Compliance in France: New regulation on whistleblowing of employees
The "Sapin 2" law1 , which entered into force on 11 December 2016, significantly improves the legal protection of whistleblowers in France. Before the introduction of these regulations, the protection of whistleblowers was only applicable in certain areas of activity (health, environment, administration, etc.). As a result of the reform, all employees are now protected, regardless of the area of activity. Protected is any natural person who in good faith reports or otherwise discloses a crime, misdemeanour, violation of international obligations, laws, regulations or a threat to the general interest. The person must act altruistically and not in bad faith.
The law provides that the employee must first notify his or her immediate superior, his or her employer or the person designated by him or her to report the violation. If the addressee of the report doesn’t verify the information within a reasonable period of time, the employee may inform the judicial and administrative authorities, as well as the relevant professional chamber. If they do not process the report, the employee may make the grievance public.3
The whistleblower may also seek the help of the Defender of rights (défenseur des droits) to know whom to turn to. Preventing the disclosure of such information is punishable by law. Companies with at least 50 employees4 must put in place appropriate internal procedures to ensure the collection of employee warnings. These procedures must ensure that the identity of the employee and any information he/she discloses is kept confidential.

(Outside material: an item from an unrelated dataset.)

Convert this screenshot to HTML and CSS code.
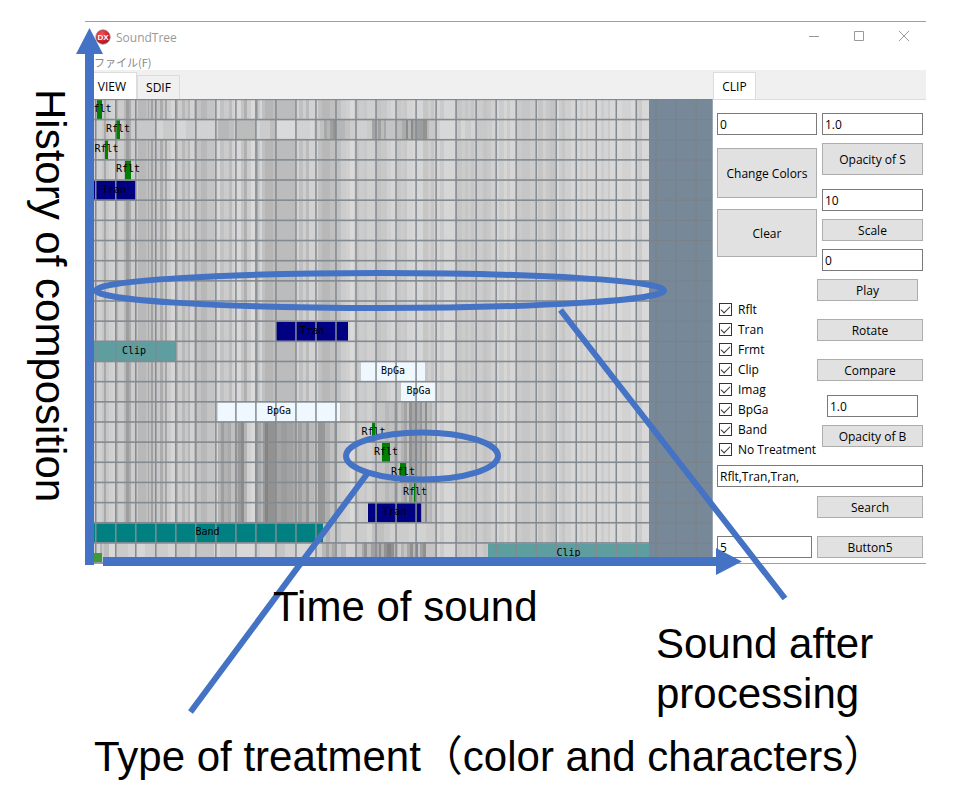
FILE: index.html
```html
<!DOCTYPE html>
<html lang="en">
<head>
<meta charset="utf-8">
<title>SoundTree</title>
<link rel="stylesheet" href="styles.css">
</head>
<body>
<main class="figure">
  <div class="stage">
    <p class="caption axis">History of composition</p>
    <section class="window">
      <header class="titlebar">
        <svg class="logo" viewBox="0 0 16 16" aria-hidden="true">
          <defs><radialGradient id="red" cx="40%" cy="30%" r="75%"><stop offset="0" stop-color="#f0545c"/><stop offset="0.6" stop-color="#d8202c"/><stop offset="1" stop-color="#8c1820"/></radialGradient></defs>
          <circle cx="8" cy="8" r="7.2" fill="url(#red)" stroke="#9a8080" stroke-width="0.8"/>
          <text x="8" y="10.5" text-anchor="middle" class="logo-text">DX</text>
        </svg>
        <h1 class="title">SoundTree</h1>
        <button class="winbtn" aria-label="Minimize"><svg viewBox="0 0 12 12"><path d="M1 6.5H11"/></svg></button>
        <button class="winbtn" aria-label="Maximize"><svg viewBox="0 0 12 12"><path d="M1.500 1.500H10.500V10.500H1.500Z"/></svg></button>
        <button class="winbtn" aria-label="Close"><svg viewBox="0 0 12 12"><path d="M1 1L11 11M11 1L1 11"/></svg></button>
      </header>
      <nav class="menu"><a href="#file">ファイル(F)</a></nav>
      <div class="work">
        <div class="view">
          <div class="tabs">
            <button class="tab active">VIEW</button>
            <button class="tab">SDIF</button>
          </div>
          <svg id="chart" class="chart" viewBox="85 99 628 464" role="img" aria-label="Sound history"></svg>
        </div>
        <form class="panel">
          <div class="tabs">
            <button type="button" class="tab active">CLIP</button>
          </div>
          <div class="controls">
            <div class="columns">
              <div class="left">
                <input class="field" aria-label="Color" value="0">
                <button type="button" class="btn tall first">Change Colors</button>
                <button type="button" class="btn tall">Clear</button>
                <div class="checks">
                  <label><input type="checkbox" checked>Rflt</label>
                  <label><input type="checkbox" checked>Tran</label>
                  <label><input type="checkbox" checked>Frmt</label>
                  <label><input type="checkbox" checked>Clip</label>
                  <label><input type="checkbox" checked>Imag</label>
                  <label><input type="checkbox" checked>BpGa</label>
                  <label><input type="checkbox" checked>Band</label>
                  <label><input type="checkbox" checked>No Treatment</label>
                </div>
              </div>
              <div class="right">
                <input class="field inset" aria-label="Opacity of S value" value="1.0">
                <button type="button" class="btn medium inset">Opacity of S</button>
                <input class="field inset gap-l" aria-label="Scale value" value="10">
                <button type="button" class="btn inset">Scale</button>
                <input class="field inset" aria-label="Play position" value="0">
                <button type="button" class="btn short">Play</button>
                <button type="button" class="btn gap-xl">Rotate</button>
                <button type="button" class="btn gap-xl">Compare</button>
                <input class="field narrow gap-l" aria-label="Opacity of B value" value="1.0">
                <button type="button" class="btn inset">Opacity of B</button>
              </div>
            </div>
            <input class="field query" aria-label="Search pattern" value="Rflt,Tran,Tran,">
            <button type="button" class="btn search">Search</button>
            <div class="last">
              <input class="field" aria-label="Count" value="5">
              <button type="button" class="btn">Button5</button>
            </div>
          </div>
        </form>
      </div>
    </section>
  </div>
  <div class="notes">
    <p class="caption time">Time of sound</p>
    <p class="caption after">Sound after<br>processing</p>
  </div>
  <p class="caption type">Type of treatment（color and characters）</p>
  <svg class="marks" viewBox="0 0 972 809" aria-hidden="true">
    <path class="solid" d="M89.500 28L103 54H94V565H85V54H76Z"/>
    <path class="solid" d="M103 557H716V548L742 561.500L716 575V566H103Z"/>
    <ellipse cx="380" cy="290.500" rx="284" ry="17.500"/>
    <ellipse cx="422" cy="456" rx="76" ry="23.500"/>
    <path d="M560.500 310L785 598.500M367 474L190.500 712"/>
  </svg>
</main>
<script src="chart.js"></script>
</body>
</html>
```
FILE: styles.css
```css
* { box-sizing: border-box; }
body { margin: 0; background: #fff; color: #000; font-family: "Open Sans", "Noto Sans CJK JP", sans-serif; font-size: 12px; }
p, h1 { margin: 0; }
button, input { font: inherit; color: inherit; }

.figure { position: relative; padding-top: 21px; }
.stage { display: grid; grid-template-columns: 85px minmax(0, 1fr); padding-right: 46px; }
.caption { font-family: "Liberation Sans", "Noto Sans CJK JP", sans-serif; font-size: 42px; line-height: 50px; }
.axis { writing-mode: vertical-rl; white-space: nowrap; padding: 68px 10px 0 0; justify-self: end; }

.window { border-top: 1px solid #a0a0a0; border-bottom: 1px solid #a0a0a0; }
.titlebar { display: flex; align-items: center; height: 30px; padding-left: 10px; }
.logo { width: 16px; height: 16px; }
.logo-text { font: bold 8px "Liberation Sans", sans-serif; fill: #fff; }
.title { flex: 1; margin-left: 5px; font-size: 12px; font-weight: 400; color: #999; }
.winbtn { width: 45px; height: 30px; padding: 0; border: 0; background: none; }
.winbtn svg { width: 12px; height: 12px; fill: none; stroke: #999; stroke-width: 1; }
.menu { height: 18px; padding-left: 9px; line-height: 20px; font-family: "Noto Sans CJK JP", sans-serif; font-size: 11px; }
.menu a { display: inline-block; color: #888; text-decoration: none; }

.work { display: flex; background: #f0f0f0; }
.view { flex: 1; min-width: 0; }
.view .tabs { padding-left: 2px; }
.tabs { display: flex; align-items: flex-end; height: 29px; }
.tab { width: 43px; height: 24px; padding: 0; border: 1px solid #dcdcdc; border-bottom: 0; background: #f0f0f0; }
.tab.active { height: 27px; background: #fff; }
.view .tab.active { width: 50px; }
.chart { display: block; width: 100%; background: #789; }
.chart text { font: 10px "DejaVu Sans Mono", monospace; text-anchor: middle; }

.panel { display: flex; flex-direction: column; width: 213px; }
.controls { flex: 1; padding: 13px 3px 0 4px; background: #fff; border-top: 1px solid #dcdcdc; }
.columns { display: flex; }
.left { width: 100px; }
.right { display: flex; flex-direction: column; align-items: flex-start; gap: 8px; width: 106px; }
.field { display: block; width: 100px; height: 22px; padding: 0 2px; border: 1px solid #7a7a7a; border-radius: 0; background: #fff; }
.btn { display: block; width: 106px; height: 22px; padding: 0; border: 1px solid #adadad; border-radius: 0; background: #e1e1e1; }
.left .btn { width: 100px; }
.right .inset { width: 101px; margin-left: 5px; }
.right .narrow { width: 91px; margin-left: 10px; }
.right .short { width: 101px; }
.right .gap-l { margin-top: 6px; }
.right .gap-xl { margin-top: 10px; }
.tall { height: 48px; margin-top: 11px; }
.tall.first { height: 50px; margin-top: 13px; }
.medium { height: 32px; }
.checks { padding-top: 42px; }
.checks label { display: flex; align-items: center; gap: 6px; height: 20px; white-space: nowrap; }
.checks input { appearance: none; width: 13px; height: 13px; margin: 0 0 0 2px; border: 1px solid #333; background: #fff; display: grid; place-items: center; }
.checks input:checked::before { content: ""; width: 8px; height: 4px; border: solid #333; border-width: 0 0 1px 1px; transform: translateY(-1px) rotate(-45deg); }
.query { width: 206px; margin-top: 6px; }
.search { margin: 9px 0 0 100px; }
.last { display: flex; gap: 5px; margin-top: 18px; }
.last .field { width: 95px; }

.notes { position: relative; z-index: 2; display: grid; grid-template-columns: 656fr 316fr; padding-top: 18px; }
.time { padding-left: 273px; }
.after { padding-top: 37px; }
.type { position: relative; z-index: 2; margin: 13px 0 0 94px; white-space: nowrap; }
.marks { position: absolute; top: 0; left: 0; z-index: 1; width: 100%; pointer-events: none; fill: none; stroke: #4472c4; stroke-width: 6; }
.marks .solid { fill: #4472c4; stroke: none; }
```
FILE: chart.js
```js
const NS = "http://www.w3.org/2000/svg";
const chart = document.getElementById("chart");
const LEFT = 85, TOP = 99, END = 649, RIGHT = 713, BOTTOM = 563;
const COL = 20.02, ROW = 20.16, ROWS = 23;

function add(tag, attrs, text) {
  const node = document.createElementNS(NS, tag);
  for (const key in attrs) node.setAttribute(key, attrs[key]);
  if (text) node.textContent = text;
  chart.appendChild(node);
}
function rect(x, y, width, height, fill) { add("rect", { x, y, width, height, fill }); }

// Each band list holds "start:grey" pairs; a band runs to the next start.
function bands(spec, end, firstRow, lastRow) {
  const list = spec.trim().split(/\s+/).map(s => s.split(":"));
  const y = TOP + firstRow * ROW, h = (lastRow - firstRow + 1) * ROW;
  list.forEach(([x, g], i) => {
    const next = i + 1 < list.length ? +list[i + 1][0] : end;
    rect(+x, y, next - x, h, "#" + g + g + g);
  });
}

const base = `85:d0 102:c6 104:a8 106:c8 109:d0 113:d4 116:b8 118:cc 124:b8 126:9e 129:ac 131:cc 136:ca
138:b8 146:c0 148:aa 149:c0 151:a2 153:c4 156:c8 160:ac 163:c8 165:a6 167:cc 171:d6 175:b8 178:cc 182:b8 185:c8
188:b6 190:d2 194:ba 196:c2 201:b8 207:c4 214:c8 216:d6 220:c2 224:cb 229:bc 232:d0 234:d8 241:c4 244:b0 247:cc
251:da 256:aa 258:c8 260:d6 262:c0 265:b6 273:be 277:bc 295:d2 299:c0 303:ce 306:bb 309:d2 315:d6 318:c0 322:b8
330:c0 336:c0 341:cc 346:d0 350:da 354:d0 356:c6 359:cc 364:c8 367:d0 376:c4 381:c8 387:d0 391:d6 397:c8 401:cc
404:c8 407:d4 413:d8 417:d6 423:c6 428:ce 431:c6 434:d4 440:ca 444:d6 455:c6 462:cc 465:c6 468:cc 471:c6 474:d0
477:cc 483:c4 487:c8 491:d0 495:d6 499:cc 504:d6 507:cb 510:d6 516:ca 522:c6 530:cc 535:d4 538:c6 543:d0 546:c8
550:c4 555:d8 559:cc 562:c6 565:cf 571:d6 575:d6 580:cc 583:d6 586:ca 588:d4 595:d6 601:cc 604:d4 608:ca 610:d8
622:d2 631:da 635:d0 639:ca 642:d8`;
bands(base, END, 0, ROWS - 1);
bands(`136:c8 155:d4 163:ca 174:d6 186:cc 196:d2 218:b8 229:bf 234:d0 236:bc 256:d4 260:cc 270:bf 276:da
295:d2 310:d8 314:cc 320:c0 324:a8 327:b6 330:a0 333:94 336:b6 345:c2 350:cc 356:d0 367:ca 372:a4 376:b6 378:a0
381:bc 384:a8 386:c4 396:bc 402:ac 406:8c 408:b4 411:8a 413:a8 417:9e 423:92 427:b8 429:c8 436:d0 440:d8
455:ce 458:c8 461:d6 465:cc 471:d4 477:c8 487:cc 492:d4`, 498, 1, 1);
bands(`401:b4 404:a4 407:c0 409:92 412:a6 415:8e 417:aa 420:98 422:b8 425:8e 427:bc 430:b4 432:c8`, 437, 15, 22);
bands(`372:c8 378:c4 385:b8 389:c0 394:b0 398:c4`, 401, 15, 20);
bands(`218:b4 221:9e 224:b2 228:aa 231:c0 235:b0 238:9a 241:8c 244:b4 247:d0 251:d8 255:9a 258:aa 261:b8 263:9a
265:84 268:92 275:a4 281:9c 287:a2 293:a8 295:b8 298:a0 302:b0 306:98 309:b8 314:c0 318:96 322:98 325:b0 330:c0
334:a8 337:c8`, 341, 16, 20);
bands(`322:c4 326:b6 330:c8 336:c4 341:d0 356:cc 367:d4 372:c0 384:c8 390:d0 396:cc 409:d2 426:cc`, 437, 21, 21);
bands(`85:d4 100:b4 102:c8 104:bc 109:d8 116:ca 128:d2 136:d6 145:cc 156:cc 168:d4 175:c8 190:d2 196:c4 214:d6
220:cc 234:d8 254:cc 260:d4 276:c4 285:d0 295:d6 315:d0 322:b8 326:a4 329:bc 332:a8 335:c8 341:b8 346:d2 356:c4
362:a8 364:94 367:bc 371:a0 376:aa 379:8c 381:b0 384:92 387:84 391:90 394:b8 398:cc 401:b4 404:c4 407:a8 410:90
413:b8 416:8a 418:c4 420:a0 423:90 426:c4`, 437, 22, 22);

// kind, row, start, end
const colors = { Rflt: "#008000", Tran: "#000080", Clip: "#5f9ea0", BpGa: "#f0f8ff", Band: "#008080" };
const clips = [
  ["Rflt", 0, 97, 102], ["Rflt", 1, 116, 120], ["Rflt", 2, 105, 108], ["Rflt", 3, 125, 131],
  ["Tran", 4, 92, 136], ["Tran", 11, 276, 348], ["Clip", 12, 92, 176], ["BpGa", 13, 361, 425],
  ["BpGa", 14, 401, 436], ["BpGa", 15, 218, 340], ["Rflt", 16, 372, 375], ["Rflt", 17, 382, 390],
  ["Rflt", 18, 400, 406], ["Rflt", 19, 414, 416], ["Tran", 20, 368, 421], ["Band", 21, 92, 323],
  ["Clip", 22, 488, 649]
];
for (const [kind, row, from, to] of clips) {
  rect(from, TOP + row * ROW + 1, to - from, ROW - 1, colors[kind]);
}

for (let i = 0; i <= ROWS; i++) {
  const y = TOP + i * ROW;
  rect(LEFT, y - 0.4, END - LEFT, 1.6, "#838a90");
  rect(END, y, RIGHT - END, 1, "#7a828a");
}
for (let x = 95; x < RIGHT; x += COL) {
  const past = x > END;
  rect(x, TOP, past ? 1 : 1.5, BOTTOM - TOP, past ? "#7c8287" : "#838a90");
}
rect(RIGHT - 1, TOP, 1, BOTTOM - TOP, "#9aa8b4");
rect(94, 553, 8, 9, "#3c9c3c");

for (const [kind, row, from, to] of clips) {
  add("text", { x: (from + to) / 2, y: TOP + row * ROW + 13 }, kind);
}
```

Violations are punishable by law. Companies with at least 500 employees and a turnover in excess of 100 million euros must launch an anti-corruption programme from 1 June 2017. This includes the establishment of measures that must also ensure the collection of warning messages from employees.
The whistleblower is protected by law (article 1132-3-3 paragraph 2 of the French Labour Code). The employer is forbidden to punish or discriminate against the employee because of his warning message. Any countermeasures taken by the employer are null and void. If the employee is dismissed because of a warning, he or she may now claim legal protection in summary proceedings before the labour courts.
If the warning notice concerns secrets protected by law, the employee is not liable to prosecution only if publication is necessary and appropriate in view of the protected interest. This protection from criminal prosecution is linked to compliance with the statutory notification procedure described above, but will ultimately be within the judge's decision-making powers.
Finally, the whistleblower who doesn’t act in good faith and knows that the information is false may be dismissed. He may also be held criminally liable for false accusation and liable for damages under civil law.